## TASK INSTRUCTIONS
Return only the number of lines that hold "index".

## DATA EXCERPT
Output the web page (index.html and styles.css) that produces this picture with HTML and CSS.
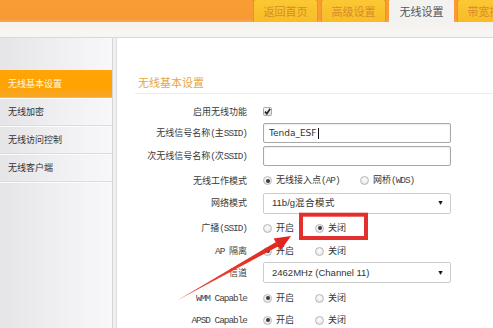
FILE: index.html
```html
<!DOCTYPE html>
<html lang="zh-CN">
<head>
<meta charset="utf-8">
<title>无线基本设置</title>
<link rel="stylesheet" href="styles.css">
</head>
<body>
<div class="page">
  <header class="top">
    <nav class="tabs">
      <a class="tab">返回首页</a>
      <a class="tab">高级设置</a>
      <a class="tab active">无线设置</a>
      <a class="tab">带宽控制</a>
    </nav>
  </header>
  <div class="band"></div>
  <div class="body">
    <aside class="side">
      <ul class="menu">
        <li class="item active">无线基本设置</li>
        <li class="item">无线加密</li>
        <li class="item">无线访问控制</li>
        <li class="item">无线客户端</li>
      </ul>
    </aside>
    <main class="main">
      <h2 class="title">无线基本设置</h2>
      <div class="form">
        <div class="lbl"><span>启用无线功能</span></div>
        <div class="val">
          <svg class="check" width="9" height="9" viewBox="0 0 9 9"><defs><linearGradient id="cg" x1="0" y1="0" x2="0" y2="1"><stop offset="0" stop-color="#ffffff"/><stop offset="1" stop-color="#d8d8d8"/></linearGradient></defs><rect x="0.5" y="0.5" width="8" height="8" rx="1" fill="url(#cg)" stroke="#a8a8a8"/><path d="M2 4.6 L3.8 6.6 L7.2 1.8" fill="none" stroke="#222" stroke-width="1.6"/></svg>
        </div>

        <div class="lbl"><span>无线信号名称<span class="en">(</span>主<span class="en">SSID)</span></span></div>
        <div class="val"><div class="input">Tenda_ESF<span class="caret"></span></div></div>

        <div class="lbl"><span>次无线信号名称<span class="en">(</span>次<span class="en">SSID)</span></span></div>
        <div class="val"><div class="input"></div></div>

        <div class="lbl"><span>无线工作模式</span></div>
        <div class="val">
          <span class="opt wide"><span class="radio on"></span><span>无线接入点<span class="en">(AP)</span></span></span>
          <span class="opt"><span class="radio"></span><span>网桥<span class="en">(WDS)</span></span></span>
        </div>

        <div class="lbl"><span>网络模式</span></div>
        <div class="val"><div class="select"><span>11b/g混合模式</span><span class="arrow">▼</span></div></div>

        <div class="lbl"><span>广播<span class="en">(SSID)</span></span></div>
        <div class="val">
          <span class="opt"><span class="radio"></span><span>开启</span></span>
          <span class="opt"><span class="radio on"></span><span>关闭</span></span>
        </div>

        <div class="lbl"><span><span class="en">AP </span>隔离</span></div>
        <div class="val">
          <span class="opt"><span class="radio on"></span><span>开启</span></span>
          <span class="opt"><span class="radio"></span><span>关闭</span></span>
        </div>

        <div class="lbl"><span>信道</span></div>
        <div class="val"><div class="select"><span>2462MHz (Channel 11)</span><span class="arrow">▼</span></div></div>

        <div class="lbl"><span><span class="en">WMM Capable</span></span></div>
        <div class="val">
          <span class="opt"><span class="radio on"></span><span>开启</span></span>
          <span class="opt"><span class="radio"></span><span>关闭</span></span>
        </div>

        <div class="lbl"><span><span class="en">APSD Capable</span></span></div>
        <div class="val">
          <span class="opt"><span class="radio on"></span><span>开启</span></span>
          <span class="opt"><span class="radio"></span><span>关闭</span></span>
        </div>
      </div>
    </main>
  </div>
  <svg class="annot" width="493" height="328" viewBox="0 0 493 328">
    <defs>
      <linearGradient id="ag" x1="0" y1="1" x2="1" y2="0">
        <stop offset="0" stop-color="#ea4a3c"/>
        <stop offset="1" stop-color="#e2261f"/>
      </linearGradient>
    </defs>
    <rect x="301" y="214.7" width="65" height="23.3" fill="none" stroke="#e3302f" stroke-width="4"/>
    <polygon points="177,300.5 276,242 278.4,246.3" fill="url(#ag)"/>
    <polygon points="291,236 273.6,238.6 280.6,250.6" fill="#e2261f"/>
  </svg>
</div>
</body>
</html>
```

FILE: styles.css
```css
* { box-sizing: border-box; }
html, body { margin: 0; padding: 0; }
body {
  width: 493px;
  height: 328px;
  overflow: hidden;
  background: #ffffff;
  font-family: "Noto Sans CJK SC", "Noto Sans", sans-serif;
  color: #333;
}
.page {
  position: relative;
  width: 493px;
  height: 328px;
  display: flex;
  flex-direction: column;
  overflow: hidden;
}

/* top orange bar with tabs */
.top {
  height: 22px;
  background: linear-gradient(#f99d33, #f79a34 85%, #f2a95a);
  flex: none;
  overflow: hidden;
}
.tabs {
  display: flex;
  gap: 3px;
  margin-left: 253px;
  height: 22px;
}
.tab {
  flex: none;
  width: 65px;
  height: 23px;
  margin-top: -1px;
  border: 1px solid #e8962a;
  border-bottom: none;
  border-radius: 3px 3px 0 0;
  background: linear-gradient(#fbc833, #f7bd27);
  color: #d98a2c;
  font-size: 11px;
  line-height: 23px;
  text-align: center;
  white-space: nowrap;
  overflow: hidden;
}
.tab.active {
  background: #f3f2f1;
  border-color: #f3f2f1;
  color: #555;
}

.band {
  height: 16px;
  flex: none;
  background: linear-gradient(#f6f2ee, #f8f6f4);
  border-bottom: 1px solid #d9d9d9;
}

.body {
  flex: 1;
  display: flex;
  min-height: 0;
  background: #f0f0f0;
}

/* sidebar */
.side {
  width: 113px;
  flex: none;
  background: linear-gradient(90deg, #e5e4e7, #efeef1 50%, #f8f7f9);
  border-right: 1px solid #d6d6d6;
  padding-top: 32px;
}
.menu {
  list-style: none;
  margin: 0;
  padding: 0;
}
.item {
  height: 28px;
  line-height: 27px;
  padding-left: 8px;
  font-size: 9px;
  color: #333;
  border-bottom: 1px solid #dcdcdc;
  box-shadow: 0 1px 0 #fbfbfb;
}
.item.active {
  background: linear-gradient(#ffa40a, #ffa300 60%, #f6a629);
  color: #fff6e0;
  border-bottom-color: #f0b860;
}

/* main */
.main {
  flex: 1;
  margin-left: 3px;
  background: #ffffff;
  border-left: 1px solid #dedede;
  min-width: 0;
}
.title {
  margin: 34px 0 0 18px;
  height: 22px;
  padding-left: 3px;
  font-size: 11px;
  line-height: 21px;
  font-weight: normal;
  color: #e9a63f;
  border-bottom: 1px solid #ececec;
}

.form {
  margin: 7px 0 0 18px;
  display: grid;
  grid-template-columns: 112px 188px;
  grid-template-rows: 21px 22px 24px 25px 20px 30px 16px 27px 24px 20px;
  column-gap: 16px;
}
.lbl {
  display: flex;
  align-items: center;
  justify-content: flex-end;
  font-size: 9px;
  line-height: 12px;
  color: #3a3a3a;
  white-space: nowrap;
}
.en {
  font-family: "Liberation Mono", "DejaVu Sans Mono", monospace;
  font-size: 9.4px;
  letter-spacing: -1px;
  white-space: pre;
  color: #444;
}
.val {
  display: flex;
  align-items: center;
  font-size: 9px;
  line-height: 12px;
  color: #333;
  white-space: nowrap;
}
.check { display: block; }

.input {
  width: 188px;
  height: 20px;
  border: 1px solid #a8a8a8;
  border-radius: 2px;
  box-shadow: inset 0 1px 2px rgba(0, 0, 0, 0.08);
  padding-left: 5px;
  display: flex;
  align-items: center;
  font-family: "DejaVu Sans", sans-serif;
  font-size: 9px;
  color: #333;
  background: #fff;
}
.caret {
  width: 1px;
  height: 11px;
  background: #111;
  margin-left: 1px;
}
.select {
  width: 188px;
  height: 21px;
  border: 1px solid #cdcdcd;
  border-radius: 2px;
  padding: 0 6px 0 8px;
  display: flex;
  align-items: center;
  justify-content: space-between;
  font-family: "Liberation Sans", Arial, sans-serif;
  font-size: 9.5px;
  color: #333;
  background: #fff;
}
.arrow {
  font-size: 7px;
  color: #111;
}

.opt {
  display: inline-flex;
  align-items: center;
  width: 52px;
  flex: none;
}
.opt.wide { width: 97px; }
.radio {
  position: relative;
  width: 9px;
  height: 9px;
  margin-right: 4px;
  border-radius: 50%;
  border: 1px solid #b9b9b9;
  background: radial-gradient(circle at 50% 40%, #ffffff, #dcdcdc);
  flex: none;
}
.radio.on::after {
  content: "";
  position: absolute;
  left: 1.5px;
  top: 1.5px;
  width: 4px;
  height: 4px;
  border-radius: 50%;
  background: #3a3a3a;
}

/* annotation layer (red box + arrow) */
.annot {
  position: absolute;
  left: 0;
  top: 0;
  pointer-events: none;
}
```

## OUTPUT OF THE TASK
2